Of all the lines in the records, how many hold the word "this"? Answer with the number only.

>> BEGIN Records shown

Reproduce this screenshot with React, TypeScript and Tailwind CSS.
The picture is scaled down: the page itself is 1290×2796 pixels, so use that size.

>> END Records shown
>> BEGIN Records shown

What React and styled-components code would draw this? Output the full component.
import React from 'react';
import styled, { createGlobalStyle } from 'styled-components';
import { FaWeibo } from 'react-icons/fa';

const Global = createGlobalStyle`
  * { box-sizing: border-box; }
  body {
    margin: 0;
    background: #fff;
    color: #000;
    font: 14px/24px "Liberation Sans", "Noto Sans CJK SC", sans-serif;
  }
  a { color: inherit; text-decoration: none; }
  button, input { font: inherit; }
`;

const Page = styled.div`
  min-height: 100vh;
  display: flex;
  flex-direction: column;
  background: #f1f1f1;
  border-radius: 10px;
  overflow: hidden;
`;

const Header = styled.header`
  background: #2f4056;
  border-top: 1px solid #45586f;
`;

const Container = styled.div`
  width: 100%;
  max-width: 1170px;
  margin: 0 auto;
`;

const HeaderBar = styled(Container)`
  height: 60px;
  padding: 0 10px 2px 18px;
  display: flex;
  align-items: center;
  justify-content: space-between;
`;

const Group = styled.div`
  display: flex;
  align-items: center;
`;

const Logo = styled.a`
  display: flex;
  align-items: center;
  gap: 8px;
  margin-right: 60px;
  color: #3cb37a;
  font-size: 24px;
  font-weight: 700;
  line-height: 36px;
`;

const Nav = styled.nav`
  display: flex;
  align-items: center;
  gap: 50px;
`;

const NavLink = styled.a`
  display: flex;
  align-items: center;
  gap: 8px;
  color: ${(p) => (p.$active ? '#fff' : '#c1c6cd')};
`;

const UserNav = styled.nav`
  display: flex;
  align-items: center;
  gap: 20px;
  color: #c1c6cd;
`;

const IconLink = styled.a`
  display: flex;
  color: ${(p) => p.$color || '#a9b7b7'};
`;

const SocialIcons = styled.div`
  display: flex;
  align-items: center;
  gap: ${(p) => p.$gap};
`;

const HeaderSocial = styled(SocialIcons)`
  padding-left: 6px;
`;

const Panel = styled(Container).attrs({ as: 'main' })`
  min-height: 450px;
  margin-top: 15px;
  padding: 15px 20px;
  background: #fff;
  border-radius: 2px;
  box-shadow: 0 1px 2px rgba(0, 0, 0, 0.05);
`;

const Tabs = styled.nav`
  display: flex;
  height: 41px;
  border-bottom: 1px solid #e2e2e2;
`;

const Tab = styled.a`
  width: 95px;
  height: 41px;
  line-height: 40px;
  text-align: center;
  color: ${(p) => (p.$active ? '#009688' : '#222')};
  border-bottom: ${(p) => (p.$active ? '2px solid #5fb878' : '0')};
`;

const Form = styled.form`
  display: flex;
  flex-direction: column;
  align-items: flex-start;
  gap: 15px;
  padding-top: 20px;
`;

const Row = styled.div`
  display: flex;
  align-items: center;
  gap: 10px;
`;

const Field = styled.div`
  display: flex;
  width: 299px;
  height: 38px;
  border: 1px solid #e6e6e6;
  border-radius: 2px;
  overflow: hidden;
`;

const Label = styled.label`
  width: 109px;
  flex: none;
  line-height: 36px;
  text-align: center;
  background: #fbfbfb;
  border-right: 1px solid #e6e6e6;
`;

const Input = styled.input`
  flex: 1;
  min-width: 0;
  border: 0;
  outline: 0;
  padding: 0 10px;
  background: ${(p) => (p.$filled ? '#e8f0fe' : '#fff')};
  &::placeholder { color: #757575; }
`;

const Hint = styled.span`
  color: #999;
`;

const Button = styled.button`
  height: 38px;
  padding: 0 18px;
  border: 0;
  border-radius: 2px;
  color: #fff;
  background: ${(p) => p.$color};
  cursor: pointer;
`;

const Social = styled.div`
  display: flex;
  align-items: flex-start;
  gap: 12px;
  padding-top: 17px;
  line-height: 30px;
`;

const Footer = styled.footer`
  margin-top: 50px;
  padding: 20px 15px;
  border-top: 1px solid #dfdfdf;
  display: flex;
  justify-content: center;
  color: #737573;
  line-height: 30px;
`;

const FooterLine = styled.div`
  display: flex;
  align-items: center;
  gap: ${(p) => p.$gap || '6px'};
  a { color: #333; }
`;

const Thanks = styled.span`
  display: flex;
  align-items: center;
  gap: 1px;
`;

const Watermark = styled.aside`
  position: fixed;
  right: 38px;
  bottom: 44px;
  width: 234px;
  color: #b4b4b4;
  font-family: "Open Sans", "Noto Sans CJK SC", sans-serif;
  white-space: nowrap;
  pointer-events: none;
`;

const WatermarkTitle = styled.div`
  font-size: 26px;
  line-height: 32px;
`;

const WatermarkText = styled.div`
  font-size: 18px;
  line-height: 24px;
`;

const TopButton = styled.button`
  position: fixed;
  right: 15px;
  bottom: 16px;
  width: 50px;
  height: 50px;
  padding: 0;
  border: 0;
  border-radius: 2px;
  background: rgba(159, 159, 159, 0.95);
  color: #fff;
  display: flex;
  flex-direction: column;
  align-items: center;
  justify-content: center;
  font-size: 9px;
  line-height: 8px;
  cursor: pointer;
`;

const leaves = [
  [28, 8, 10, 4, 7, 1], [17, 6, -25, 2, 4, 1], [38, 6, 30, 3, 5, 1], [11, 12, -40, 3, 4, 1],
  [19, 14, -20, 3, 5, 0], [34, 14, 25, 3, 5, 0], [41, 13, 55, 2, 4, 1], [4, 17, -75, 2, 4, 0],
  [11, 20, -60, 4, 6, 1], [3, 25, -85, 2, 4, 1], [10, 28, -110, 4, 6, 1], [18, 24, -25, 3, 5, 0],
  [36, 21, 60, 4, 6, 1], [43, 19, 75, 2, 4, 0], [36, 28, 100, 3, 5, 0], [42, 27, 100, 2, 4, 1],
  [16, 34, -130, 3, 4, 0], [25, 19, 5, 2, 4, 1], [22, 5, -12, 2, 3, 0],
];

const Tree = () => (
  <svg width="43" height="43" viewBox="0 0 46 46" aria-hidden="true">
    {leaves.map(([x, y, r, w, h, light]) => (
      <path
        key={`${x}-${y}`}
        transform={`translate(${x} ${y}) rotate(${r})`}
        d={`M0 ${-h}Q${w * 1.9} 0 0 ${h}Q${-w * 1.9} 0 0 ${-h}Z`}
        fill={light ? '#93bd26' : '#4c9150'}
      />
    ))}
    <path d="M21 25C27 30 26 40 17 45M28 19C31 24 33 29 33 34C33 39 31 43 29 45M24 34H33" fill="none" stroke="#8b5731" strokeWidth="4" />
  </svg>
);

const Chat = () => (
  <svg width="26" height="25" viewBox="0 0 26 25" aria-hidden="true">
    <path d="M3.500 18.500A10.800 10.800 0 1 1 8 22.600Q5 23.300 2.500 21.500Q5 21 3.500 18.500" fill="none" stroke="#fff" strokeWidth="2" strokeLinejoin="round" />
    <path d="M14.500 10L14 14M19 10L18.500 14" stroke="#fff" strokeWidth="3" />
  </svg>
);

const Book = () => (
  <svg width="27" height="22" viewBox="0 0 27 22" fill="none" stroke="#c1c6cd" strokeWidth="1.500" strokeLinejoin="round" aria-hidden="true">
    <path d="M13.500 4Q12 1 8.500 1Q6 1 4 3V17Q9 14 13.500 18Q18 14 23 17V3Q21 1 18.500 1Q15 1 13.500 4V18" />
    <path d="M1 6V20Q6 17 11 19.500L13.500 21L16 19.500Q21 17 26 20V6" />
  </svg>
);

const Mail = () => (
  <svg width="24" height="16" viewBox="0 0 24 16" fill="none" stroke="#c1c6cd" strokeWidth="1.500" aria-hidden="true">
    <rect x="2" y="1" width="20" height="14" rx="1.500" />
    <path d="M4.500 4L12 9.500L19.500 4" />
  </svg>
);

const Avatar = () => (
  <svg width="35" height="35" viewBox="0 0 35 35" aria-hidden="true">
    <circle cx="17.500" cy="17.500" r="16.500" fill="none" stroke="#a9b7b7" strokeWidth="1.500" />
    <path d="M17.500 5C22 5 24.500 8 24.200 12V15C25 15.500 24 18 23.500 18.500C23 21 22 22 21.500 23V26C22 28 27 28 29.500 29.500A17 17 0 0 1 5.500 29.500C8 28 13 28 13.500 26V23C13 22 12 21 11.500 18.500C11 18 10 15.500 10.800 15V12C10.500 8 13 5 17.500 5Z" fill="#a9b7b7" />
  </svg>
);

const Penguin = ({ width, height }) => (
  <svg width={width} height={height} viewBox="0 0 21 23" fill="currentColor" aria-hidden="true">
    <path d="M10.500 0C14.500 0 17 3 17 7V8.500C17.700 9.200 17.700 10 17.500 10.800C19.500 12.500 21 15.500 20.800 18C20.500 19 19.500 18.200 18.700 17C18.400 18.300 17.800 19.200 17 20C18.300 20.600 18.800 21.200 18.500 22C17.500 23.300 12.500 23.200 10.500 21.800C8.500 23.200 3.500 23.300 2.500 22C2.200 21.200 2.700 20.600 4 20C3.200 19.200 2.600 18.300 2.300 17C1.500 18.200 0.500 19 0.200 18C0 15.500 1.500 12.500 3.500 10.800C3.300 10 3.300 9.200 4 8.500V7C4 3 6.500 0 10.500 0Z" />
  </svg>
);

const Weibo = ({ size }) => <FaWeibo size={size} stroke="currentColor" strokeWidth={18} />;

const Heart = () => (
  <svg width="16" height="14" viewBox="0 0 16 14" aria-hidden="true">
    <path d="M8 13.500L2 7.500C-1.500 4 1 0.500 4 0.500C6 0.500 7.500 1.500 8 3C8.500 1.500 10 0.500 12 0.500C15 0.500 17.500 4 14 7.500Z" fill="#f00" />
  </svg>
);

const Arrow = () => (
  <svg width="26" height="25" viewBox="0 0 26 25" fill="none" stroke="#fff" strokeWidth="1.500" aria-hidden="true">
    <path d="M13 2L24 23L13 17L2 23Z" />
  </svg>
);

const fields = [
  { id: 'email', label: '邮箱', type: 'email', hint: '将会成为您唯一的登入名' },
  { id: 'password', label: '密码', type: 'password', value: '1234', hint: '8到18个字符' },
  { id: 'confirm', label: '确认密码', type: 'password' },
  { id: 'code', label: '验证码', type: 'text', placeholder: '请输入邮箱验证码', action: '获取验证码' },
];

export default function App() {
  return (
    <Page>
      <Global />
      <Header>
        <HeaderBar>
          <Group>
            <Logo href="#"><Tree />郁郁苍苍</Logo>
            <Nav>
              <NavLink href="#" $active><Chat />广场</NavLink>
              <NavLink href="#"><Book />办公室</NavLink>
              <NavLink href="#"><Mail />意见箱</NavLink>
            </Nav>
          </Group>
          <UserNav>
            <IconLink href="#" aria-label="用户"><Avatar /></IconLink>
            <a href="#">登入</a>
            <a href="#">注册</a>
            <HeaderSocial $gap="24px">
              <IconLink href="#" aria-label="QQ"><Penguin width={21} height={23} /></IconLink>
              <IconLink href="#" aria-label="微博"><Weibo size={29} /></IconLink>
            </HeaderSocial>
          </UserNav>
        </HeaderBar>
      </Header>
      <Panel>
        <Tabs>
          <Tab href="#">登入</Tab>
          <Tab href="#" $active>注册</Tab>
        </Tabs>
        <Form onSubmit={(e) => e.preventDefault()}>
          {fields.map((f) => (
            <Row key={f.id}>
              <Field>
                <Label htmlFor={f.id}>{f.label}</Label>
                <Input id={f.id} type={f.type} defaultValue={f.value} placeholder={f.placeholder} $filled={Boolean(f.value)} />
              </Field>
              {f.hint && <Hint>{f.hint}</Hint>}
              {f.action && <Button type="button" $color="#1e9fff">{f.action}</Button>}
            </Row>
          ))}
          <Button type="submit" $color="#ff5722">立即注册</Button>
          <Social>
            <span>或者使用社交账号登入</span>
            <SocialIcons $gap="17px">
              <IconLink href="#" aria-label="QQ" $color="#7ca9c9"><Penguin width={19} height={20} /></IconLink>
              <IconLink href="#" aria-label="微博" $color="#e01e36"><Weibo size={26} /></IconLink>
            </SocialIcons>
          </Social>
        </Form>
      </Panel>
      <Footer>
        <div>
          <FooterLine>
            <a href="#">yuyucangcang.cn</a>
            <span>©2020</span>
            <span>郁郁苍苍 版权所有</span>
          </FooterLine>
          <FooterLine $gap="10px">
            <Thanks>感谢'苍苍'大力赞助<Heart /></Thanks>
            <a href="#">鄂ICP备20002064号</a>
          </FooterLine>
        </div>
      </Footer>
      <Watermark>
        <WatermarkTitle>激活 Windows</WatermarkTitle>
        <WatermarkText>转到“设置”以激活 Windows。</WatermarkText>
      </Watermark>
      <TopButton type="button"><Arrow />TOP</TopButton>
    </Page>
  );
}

>> END Records shown

_Output_
2